40歳男性、腰の痛みを訴えて来院されました。
発症当初は痛みがひどく座っているのもつらかったそうですが、今は自転車に乗っての移動中、もしくは歩行中に痛くなってくるとのことです。
レントゲン検査の結果は骨の異常ナシとのことでした。
徒手検査所見でも、椎間板ヘルニアを示すようなものはないのですが、左臀部の下方に位置する坐骨結節周辺に硬結と圧痛がありました。いわゆる坐骨神経痛様の痛みです。
この位置に存在する筋肉は頭に近い方から大腿方形筋、半膜様筋、大腿二頭筋長頭、半腱様筋です。
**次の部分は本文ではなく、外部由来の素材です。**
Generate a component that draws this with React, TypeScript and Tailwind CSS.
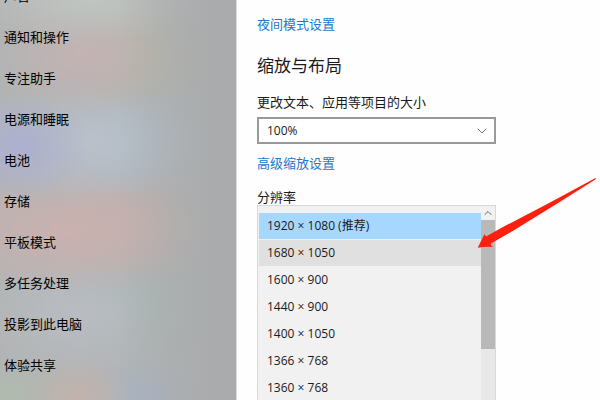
import React from "react";
import { ChevronDown, ChevronUp } from "lucide-react";

const navItems = ["声音", "通知和操作", "专注助手", "电源和睡眠", "电池", "存储", "平板模式", "多任务处理", "投影到此电脑", "体验共享"]

const resolutions = [
    "1920 × 1080 (推荐)",
    "1680 × 1050",
    "1600 × 900",
    "1440 × 900",
    "1400 × 1050",
    "1366 × 768",
    "1360 × 768",
]

function Sidebar() {
    return (
        <nav className="w-[236px] shrink-0 overflow-hidden bg-[#b2b4b4] bg-[linear-gradient(to_right,transparent_50%,#a9abac_92%),radial-gradient(ellipse_120px_45px_at_90px_0px,#c0c5c2,transparent),radial-gradient(ellipse_90px_60px_at_82px_54px,#c4b3b3,transparent),radial-gradient(ellipse_70px_60px_at_146px_56px,#b8b6a8,transparent),radial-gradient(ellipse_70px_55px_at_20px_146px,#acafd0,transparent),radial-gradient(ellipse_110px_60px_at_85px_142px,#bac1ca,transparent),radial-gradient(ellipse_100px_60px_at_145px_140px,#adbac6,transparent),radial-gradient(ellipse_150px_65px_at_65px_230px,#cab1af,transparent),radial-gradient(ellipse_100px_60px_at_140px_222px,#c0b1ad,transparent),radial-gradient(ellipse_100px_65px_at_80px_315px,#b9bdc3,transparent),radial-gradient(ellipse_90px_75px_at_145px_305px,#a8b5b2,transparent),radial-gradient(ellipse_55px_45px_at_78px_400px,#c2b3ac,transparent),radial-gradient(ellipse_70px_45px_at_5px_400px,#b0bbae,transparent),radial-gradient(ellipse_65px_40px_at_148px_396px,#a8b3c4,transparent)]">
            <ul className="-mt-6">
                {navItems.map((item) => (
                    <li key={item}>
                        <a className="flex h-[41px] items-center px-1 text-black" href="#">{item}</a>
                    </li>
                ))}
            </ul>
        </nav>
    )
}

function ScaleSelect() {
    return (
        <>
            <label className="mt-[14px] block leading-5" htmlFor="scale">更改文本、应用等项目的大小</label>
            <div className="relative mt-[5px]">
                <select className="block h-[27px] w-full appearance-none border-2 border-[#999999] bg-white px-2 text-xs outline-none" id="scale" defaultValue="100%">
                    <option>100%</option>
                    <option>125%</option>
                    <option>150%</option>
                </select>
                <ChevronDown className="pointer-events-none absolute right-1.5 top-1.5 size-4 text-[#777777]" strokeWidth={1.5} />
            </div>
        </>
    )
}

function Arrow() {
    return (
        <svg className="pointer-events-none absolute -top-7 left-[220px]" width="120" height="72" viewBox="0 0 120 72" aria-hidden="true">
            <path fill="#ff1f0f" d="M0.700 70.700L7.500 57Q8.500 59.500 9.500 59.300L25 50.500L73 25.500L118 1.200Q119.500 1 118.700 2.300L79.500 27L36.500 53.500L14 66.500Q13.500 68.500 16 70Q8 69.500 0.700 70.700Z" />
        </svg>
    )
}

function ResolutionList() {
    const [selected, setSelected] = React.useState(resolutions[0])

    return (
        <div className="relative flex min-h-0 flex-1 flex-col">
            <div className="flex min-h-0 flex-1 overflow-hidden border border-b-0 border-[#d9d9d9] bg-[#f1f1f1]">
                <div className="flex flex-1 flex-col gap-px pl-px pt-[7px]" role="listbox" aria-labelledby="resolution">
                    {resolutions.map((item) => (
                        <button
                            className="h-[26px] shrink-0 px-2 text-left text-xs hover:bg-[#e0e0e0] aria-selected:bg-[#a6d8ff] nth-2:bg-[#e0e0e0]"
                            key={item}
                            type="button"
                            role="option"
                            aria-selected={item === selected}
                            onClick={() => setSelected(item)}
                        >
                            {item}
                        </button>
                    ))}
                </div>
                <div className="flex w-3.5 flex-col bg-[#e8e8e8]">
                    <button className="flex h-3.5 items-center justify-center bg-[#f1f1f1]" type="button" aria-label="向上滚动">
                        <ChevronUp className="size-3 text-[#666666]" strokeWidth={2} />
                    </button>
                    <div className="h-[129px] bg-[#b9b9b9]" />
                </div>
            </div>
            <Arrow />
        </div>
    )
}

export default function App() {
    return (
        <div className="flex h-screen overflow-hidden bg-[#fefefe] font-['Open_Sans','Noto_Sans_CJK_SC',sans-serif] text-[13px] text-[#1a1a1a]">
            <Sidebar />
            <main className="flex min-w-0 flex-1 flex-col border-l border-[#dddddd] pl-5 pr-[104px] pt-[14px]">
                <a className="leading-5 text-[#1979ca]" href="#">夜间模式设置</a>
                <h2 className="mt-5 text-[17px] leading-6">缩放与布局</h2>
                <ScaleSelect />
                <a className="mt-[9px] leading-5 text-[#1979ca]" href="#">高级缩放设置</a>
                <p className="mt-[14px] h-[18px] leading-5" id="resolution">分辨率</p>
                <ResolutionList />
            </main>
        </div>
    )
}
これらは殿筋に分類される大腿方形筋以外はすべて腿の筋肉(腿の後面につく筋肉を総称してハムストリングスと言います)です。
歩行でも自転車でも使いますから、その付着部周辺が痛くなることは十分に考えられます。
こういう疾患を特に「ハムストリング付着部炎」と言います。
一般的には運動などで傷めるケースが多いですが、この男性のように原因がよくわからない場合もあります。
筋肉が骨に付着するところは違う組織同士がつながっているため、普段の生活で微細な損傷や断裂が起き、次第に炎症が強くなると痛みがひどくなるわけです。
聞き慣れない疾患名なのは、レントゲン検査やMRIなどで引っかからないからです。
前にもお話ししましたが、こういった画像所見が得られない非特異性腰痛は腰痛全体の80%を占めると言われています。
治療は患部そのものを狙いますが、場合によって身体の他の場所を探る必要もあります。
この男性も患部そのものを狙った治療ではほとんど反応しませんでしたが、からだ全体を診て治療したところ、付着部の痛みが和らぎました。